Friday I had one of those days which humbles me as a parent (as if I needed that) and gives me a few moments of feeling like a crap parent to boot. Without going into details, I left Colven asleep in his carseat too long and he woke up while I was bringing a load of laundry up to the pump house so he woke up alone and started to cry. Then a bit later we went to try out a dance class and I had to take one of those pregnant and utterly unrewarding urination trips to the bathroom SO badly so I slipped out only to have my precious child pounding on the door before I could finish with full tears and sobs because he looked for me and I was gone. When we got home we put together some new adirondack chairs for the lawn (working with tools? Colven is all about that!) and he was having a great time until he fell down and got a bloody nose!

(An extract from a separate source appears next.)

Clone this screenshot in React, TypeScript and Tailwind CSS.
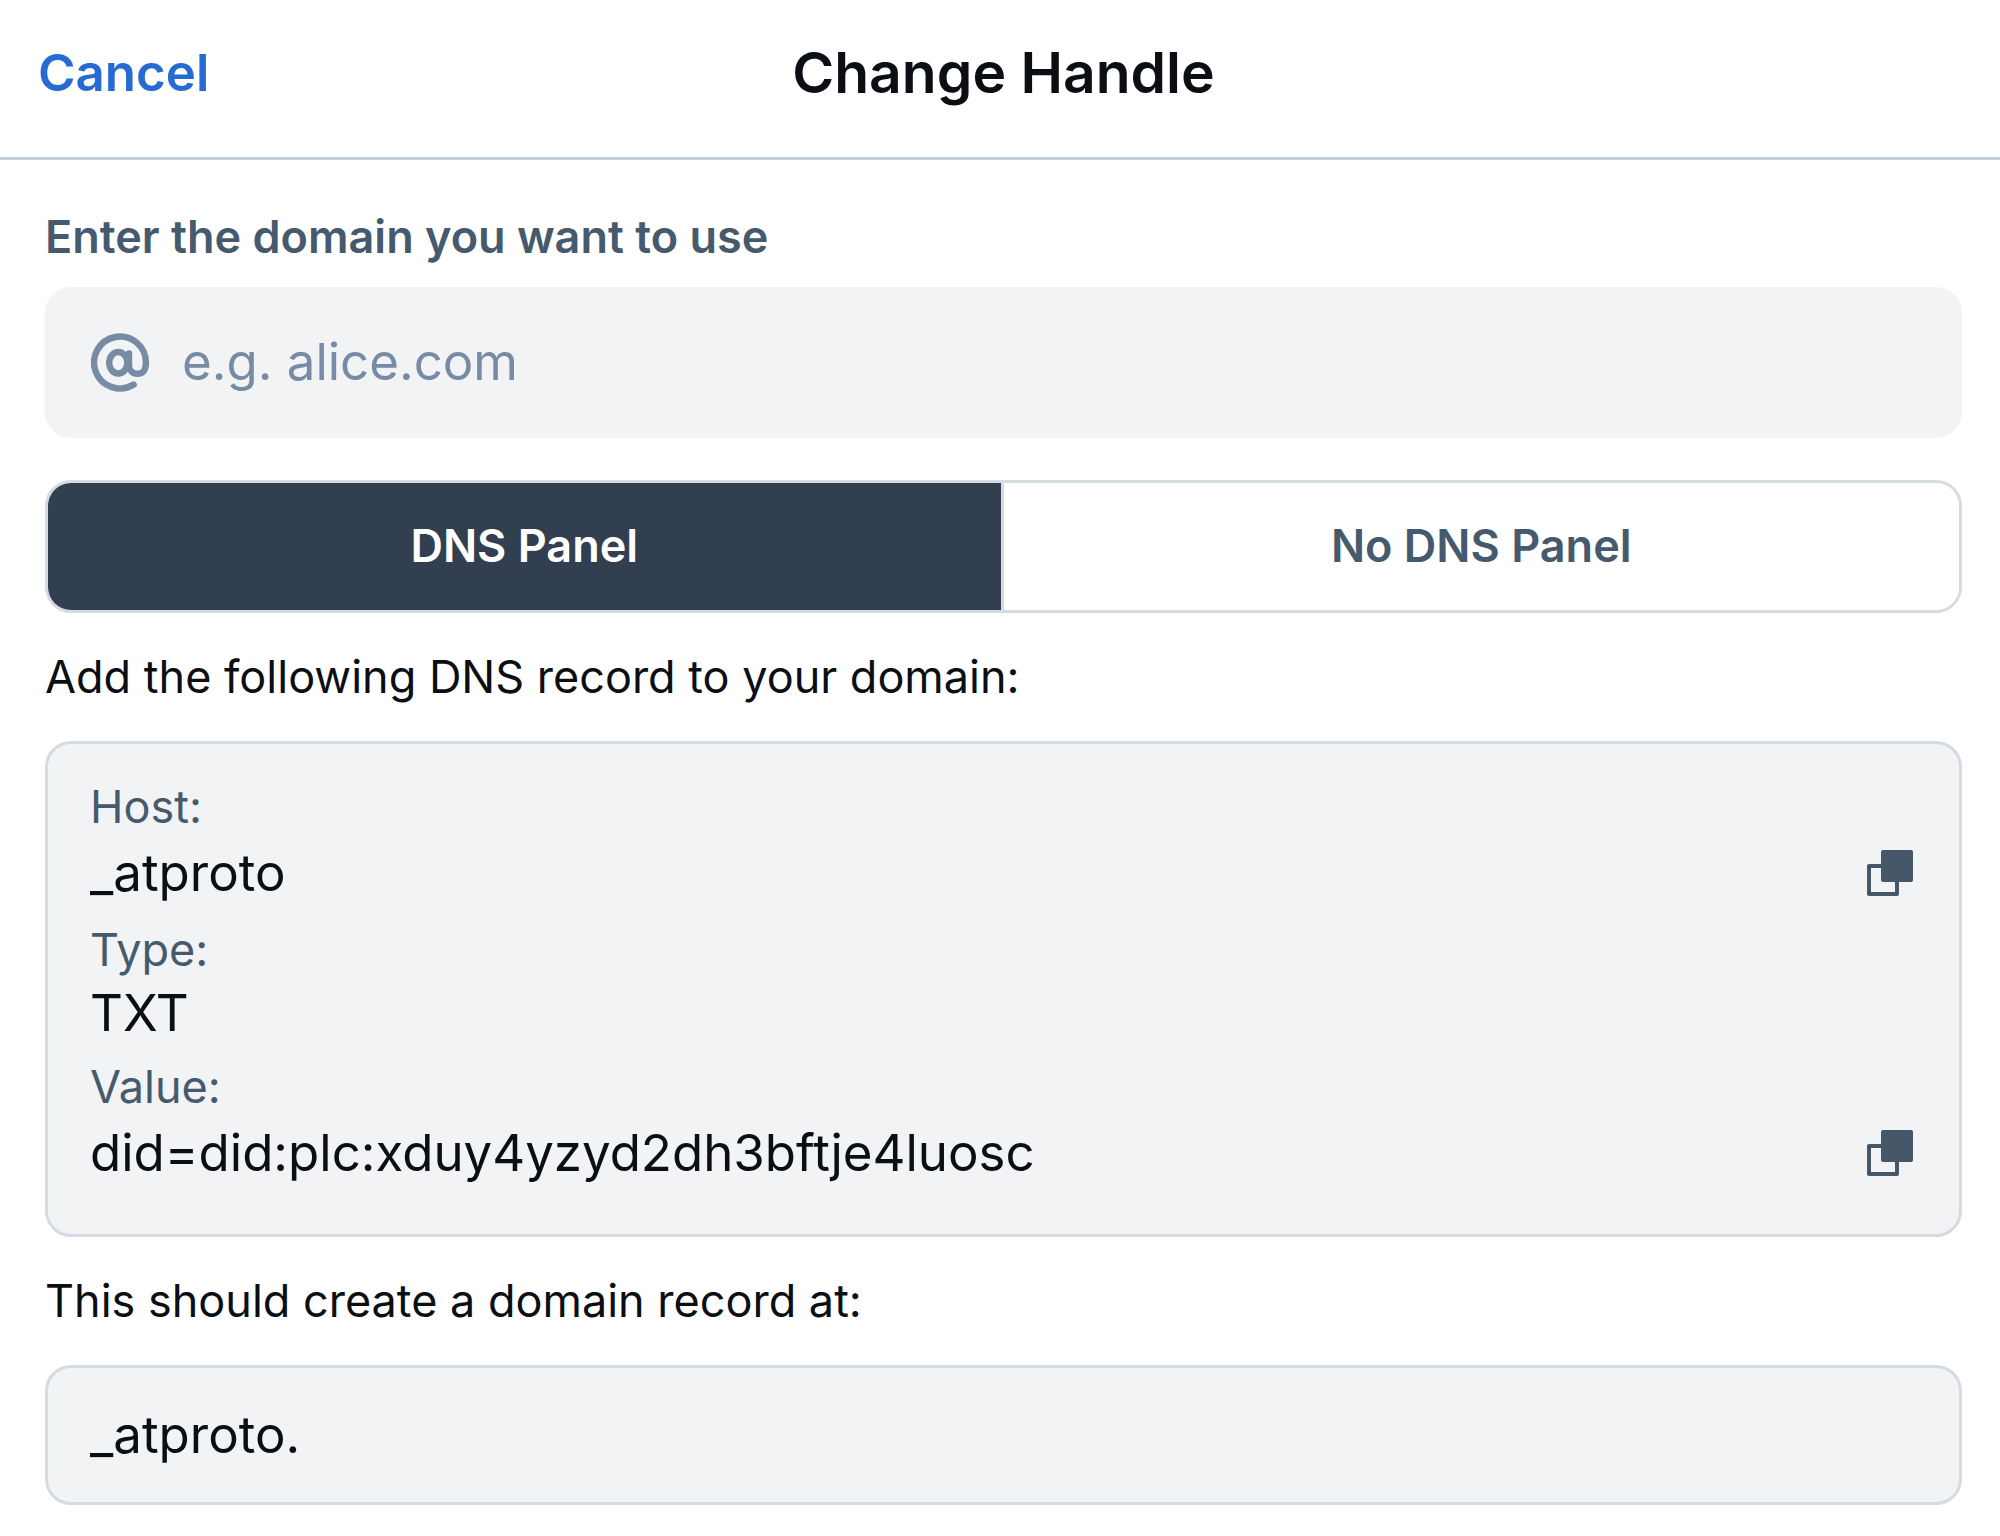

Seriously! Right while I watched but couldn't do anything about it. I know all of these things just happen, but I'm thinking coupled with pregnancy hormones I just felt .... well... like complete shit. And sorry for myself. It was pathetic. So once Cyrus came home I sat in one of the newly finished chairs and made myself snap out of it. Then Colven brought me flowers which I had to force myself not to cry about! Ahhh! Pregnancy!
4 comments:
The good thing about Colven is that his love for you is unconditional. Try not to beat yourself up, you're an amazing mommy!
Awwww Mama! Your love, and his understanding of it, run way deeper than broken naps, pee breaks, and bloody noses!
Ditto the above Erin. Though I seem to be having one of those "weeks". ;-)
I think life is full of those moments, pregnant or not! You are an incredible mother...there are many who should learn from you!!